Son plaidoyer est sans ambiguïté : il faut rendre ce système « intelligible » et orienté vers le bien-être collectif. Les ambitions de la Chaire sont, selon lui, « à la fois ambitieuses et réalistes ». Il encourage l’ouverture vers des partenariats nationaux et internationaux pour bâtir une société fondée sur l’égalité et la justice sociale.
L’UEH, a-t-il rappelé, réaffirme son engagement total au succès de la Chaire.
Le Ministre Georges Wilbert Franck : « Ce sont les gens de lumière qui doivent mener le pays »
Le Ministre des Affaires Sociales et du Travail a salué avec force la collaboration entre l’ONA, la Faculté de Droit et l’UEH, voyant dans cette synergie « la base de la justice sociale au milieu des travailleurs ».
Il a toutefois dénoncé l’immobilisme de l’ONA durant ses 60 années d’existence, affirmant que cette initiative marque enfin une rupture historique.
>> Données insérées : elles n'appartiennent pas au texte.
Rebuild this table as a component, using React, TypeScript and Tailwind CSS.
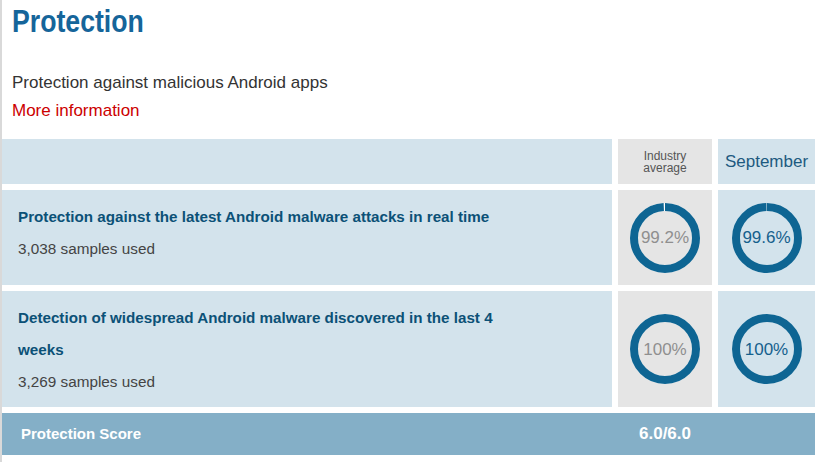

Pour lui, la Chaire ouvre la voie à une réflexion scientifique indispensable sur la sécurité sociale en Haïti.
Un second protocole : ONA scelle un partenariat avec le RAMSA
Dans la continuité de la cérémonie, l’ONA a signé un second protocole d’accord avec le Rasanbleman Madan Sara Ayiti (RAMSA).
Dans une nouvelle intervention, Ronald Bazile a mis en lumière un chiffre alarmant : la couverture de sécurité sociale en Haïti stagne à 8,2%. Pour y remédier, l’ONA lance le programme Kredi Espwa, remplaçant ONA Fanm, afin d’étendre la couverture et réduire le chômage. Il se montre optimiste : « Si nous restons sur cette lancée, dans 5 ans encore la couverture sera augmentée. Le taux de chômage sera nettement diminué. »
Les Madan Sara enfin reconnues
La Présidente du RAMSA, Jocelyne Jean Louis, a salué ce partenariat qu’elle considère comme une avancée symbolique pour les Madan Sara, pilier silencieux de l’économie informelle. « Je suis fière d’être Madan Sara », a-t-elle déclaré, remerciant le Directeur général pour son esprit d’ouverture.
Un mot de clôture empreint d’espoir
Le Directeur général adjoint, D’Johnson Absolu, longtemps critique du programme ONA Fanm qu’il qualifiait de « gaspillage », n’a pas caché sa satisfaction. Avec métaphore et optimisme, il a décrit cette signature comme des « fiançailles » : « J’aimerais dans les prochaines années que ces fiançailles se transforment en mariage. »
Un acte fondateur pour l’avenir national
Ce 14 novembre 2025 restera comme le jour où l’ONA, l’UEH et le MAST ont posé un jalon déterminant pour la construction d’une société plus juste. En lançant la première Chaire de Droit de la Protection et de la Sécurité sociale, Haïti se dote enfin d’un espace scientifique, institutionnel et stratégique pour repenser la solidarité nationale.
Un phare, comme l’a souhaité Ronald Bazile. Un phare pour éclairer les réformes, renforcer la compréhension citoyenne et préparer les bâtisseurs du système social de demain.
Une page nouvelle s’ouvre. Une page de dignité. Une page d’avenir.